*The task*: Reproduce the listing below in its entirety. Change nothing.

--*--

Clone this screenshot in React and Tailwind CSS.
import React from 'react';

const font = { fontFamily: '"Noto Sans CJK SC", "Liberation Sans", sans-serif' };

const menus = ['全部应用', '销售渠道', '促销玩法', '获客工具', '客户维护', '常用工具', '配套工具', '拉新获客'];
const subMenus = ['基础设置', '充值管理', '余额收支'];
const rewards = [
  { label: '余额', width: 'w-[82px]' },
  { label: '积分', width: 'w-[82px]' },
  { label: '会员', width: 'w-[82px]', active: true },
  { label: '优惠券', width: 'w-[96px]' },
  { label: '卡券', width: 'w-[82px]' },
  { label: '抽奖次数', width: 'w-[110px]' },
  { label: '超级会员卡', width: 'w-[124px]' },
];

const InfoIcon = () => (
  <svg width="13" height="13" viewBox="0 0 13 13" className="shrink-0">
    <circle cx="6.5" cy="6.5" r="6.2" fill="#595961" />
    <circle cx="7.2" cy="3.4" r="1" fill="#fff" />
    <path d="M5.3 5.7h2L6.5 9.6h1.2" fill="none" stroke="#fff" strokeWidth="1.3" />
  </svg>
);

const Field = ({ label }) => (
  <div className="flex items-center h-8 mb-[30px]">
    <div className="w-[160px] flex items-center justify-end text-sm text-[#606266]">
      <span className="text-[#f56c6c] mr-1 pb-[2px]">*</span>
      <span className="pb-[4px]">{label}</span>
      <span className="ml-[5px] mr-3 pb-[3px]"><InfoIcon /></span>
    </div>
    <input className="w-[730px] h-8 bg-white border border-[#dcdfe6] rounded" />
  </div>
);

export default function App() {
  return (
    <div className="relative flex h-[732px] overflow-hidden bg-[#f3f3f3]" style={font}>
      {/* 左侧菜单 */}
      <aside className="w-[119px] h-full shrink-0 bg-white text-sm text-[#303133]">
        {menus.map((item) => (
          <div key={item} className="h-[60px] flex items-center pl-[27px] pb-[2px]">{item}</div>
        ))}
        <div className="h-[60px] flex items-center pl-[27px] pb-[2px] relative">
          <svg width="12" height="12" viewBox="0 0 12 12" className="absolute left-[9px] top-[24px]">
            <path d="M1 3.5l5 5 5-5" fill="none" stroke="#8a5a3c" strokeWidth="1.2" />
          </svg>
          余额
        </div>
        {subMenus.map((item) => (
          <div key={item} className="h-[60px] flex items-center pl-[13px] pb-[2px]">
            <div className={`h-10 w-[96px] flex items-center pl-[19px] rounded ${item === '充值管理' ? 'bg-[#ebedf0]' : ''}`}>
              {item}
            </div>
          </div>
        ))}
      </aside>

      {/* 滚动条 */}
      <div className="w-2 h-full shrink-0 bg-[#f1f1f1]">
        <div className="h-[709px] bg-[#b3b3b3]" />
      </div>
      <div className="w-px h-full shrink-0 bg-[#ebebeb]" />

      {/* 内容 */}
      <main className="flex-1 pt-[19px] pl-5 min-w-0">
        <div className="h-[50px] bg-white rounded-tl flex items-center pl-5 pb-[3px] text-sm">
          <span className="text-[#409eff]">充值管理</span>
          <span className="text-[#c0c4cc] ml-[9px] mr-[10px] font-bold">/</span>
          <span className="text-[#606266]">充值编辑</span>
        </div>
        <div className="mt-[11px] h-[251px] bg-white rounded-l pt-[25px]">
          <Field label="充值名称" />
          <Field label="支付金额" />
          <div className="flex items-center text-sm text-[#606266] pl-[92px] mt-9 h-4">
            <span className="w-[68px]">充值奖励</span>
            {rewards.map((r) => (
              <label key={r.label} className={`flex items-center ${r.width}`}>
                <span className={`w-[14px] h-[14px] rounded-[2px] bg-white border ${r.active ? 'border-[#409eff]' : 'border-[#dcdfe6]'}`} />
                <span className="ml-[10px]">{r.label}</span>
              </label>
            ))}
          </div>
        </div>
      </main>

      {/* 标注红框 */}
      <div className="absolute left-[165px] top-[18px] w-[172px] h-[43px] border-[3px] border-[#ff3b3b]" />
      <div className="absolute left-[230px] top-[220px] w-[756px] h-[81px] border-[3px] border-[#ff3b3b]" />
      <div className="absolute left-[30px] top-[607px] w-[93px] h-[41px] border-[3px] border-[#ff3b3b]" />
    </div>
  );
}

--*--

*Response to this task*:
Clone this screenshot in React and Tailwind CSS.
import React from 'react';

const font = { fontFamily: '"Noto Sans CJK SC", "Liberation Sans", sans-serif' };

const menus = ['全部应用', '销售渠道', '促销玩法', '获客工具', '客户维护', '常用工具', '配套工具', '拉新获客'];
const subMenus = ['基础设置', '充值管理', '余额收支'];
const rewards = [
  { label: '余额', width: 'w-[82px]' },
  { label: '积分', width: 'w-[82px]' },
  { label: '会员', width: 'w-[82px]', active: true },
  { label: '优惠券', width: 'w-[96px]' },
  { label: '卡券', width: 'w-[82px]' },
  { label: '抽奖次数', width: 'w-[110px]' },
  { label: '超级会员卡', width: 'w-[124px]' },
];

const InfoIcon = () => (
  <svg width="13" height="13" viewBox="0 0 13 13" className="shrink-0">
    <circle cx="6.5" cy="6.5" r="6.2" fill="#595961" />
    <circle cx="7.2" cy="3.4" r="1" fill="#fff" />
    <path d="M5.3 5.7h2L6.5 9.6h1.2" fill="none" stroke="#fff" strokeWidth="1.3" />
  </svg>
);

const Field = ({ label }) => (
  <div className="flex items-center h-8 mb-[30px]">
    <div className="w-[160px] flex items-center justify-end text-sm text-[#606266]">
      <span className="text-[#f56c6c] mr-1 pb-[2px]">*</span>
      <span className="pb-[4px]">{label}</span>
      <span className="ml-[5px] mr-3 pb-[3px]"><InfoIcon /></span>
    </div>
    <input className="w-[730px] h-8 bg-white border border-[#dcdfe6] rounded" />
  </div>
);

export default function App() {
  return (
    <div className="relative flex h-[732px] overflow-hidden bg-[#f3f3f3]" style={font}>
      {/* 左侧菜单 */}
      <aside className="w-[119px] h-full shrink-0 bg-white text-sm text-[#303133]">
        {menus.map((item) => (
          <div key={item} className="h-[60px] flex items-center pl-[27px] pb-[2px]">{item}</div>
        ))}
        <div className="h-[60px] flex items-center pl-[27px] pb-[2px] relative">
          <svg width="12" height="12" viewBox="0 0 12 12" className="absolute left-[9px] top-[24px]">
            <path d="M1 3.5l5 5 5-5" fill="none" stroke="#8a5a3c" strokeWidth="1.2" />
          </svg>
          余额
        </div>
        {subMenus.map((item) => (
          <div key={item} className="h-[60px] flex items-center pl-[13px] pb-[2px]">
            <div className={`h-10 w-[96px] flex items-center pl-[19px] rounded ${item === '充值管理' ? 'bg-[#ebedf0]' : ''}`}>
              {item}
            </div>
          </div>
        ))}
      </aside>

      {/* 滚动条 */}
      <div className="w-2 h-full shrink-0 bg-[#f1f1f1]">
        <div className="h-[709px] bg-[#b3b3b3]" />
      </div>
      <div className="w-px h-full shrink-0 bg-[#ebebeb]" />

      {/* 内容 */}
      <main className="flex-1 pt-[19px] pl-5 min-w-0">
        <div className="h-[50px] bg-white rounded-tl flex items-center pl-5 pb-[3px] text-sm">
          <span className="text-[#409eff]">充值管理</span>
          <span className="text-[#c0c4cc] ml-[9px] mr-[10px] font-bold">/</span>
          <span className="text-[#606266]">充值编辑</span>
        </div>
        <div className="mt-[11px] h-[251px] bg-white rounded-l pt-[25px]">
          <Field label="充值名称" />
          <Field label="支付金额" />
          <div className="flex items-center text-sm text-[#606266] pl-[92px] mt-9 h-4">
            <span className="w-[68px]">充值奖励</span>
            {rewards.map((r) => (
              <label key={r.label} className={`flex items-center ${r.width}`}>
                <span className={`w-[14px] h-[14px] rounded-[2px] bg-white border ${r.active ? 'border-[#409eff]' : 'border-[#dcdfe6]'}`} />
                <span className="ml-[10px]">{r.label}</span>
              </label>
            ))}
          </div>
        </div>
      </main>

      {/* 标注红框 */}
      <div className="absolute left-[165px] top-[18px] w-[172px] h-[43px] border-[3px] border-[#ff3b3b]" />
      <div className="absolute left-[230px] top-[220px] w-[756px] h-[81px] border-[3px] border-[#ff3b3b]" />
      <div className="absolute left-[30px] top-[607px] w-[93px] h-[41px] border-[3px] border-[#ff3b3b]" />
    </div>
  );
}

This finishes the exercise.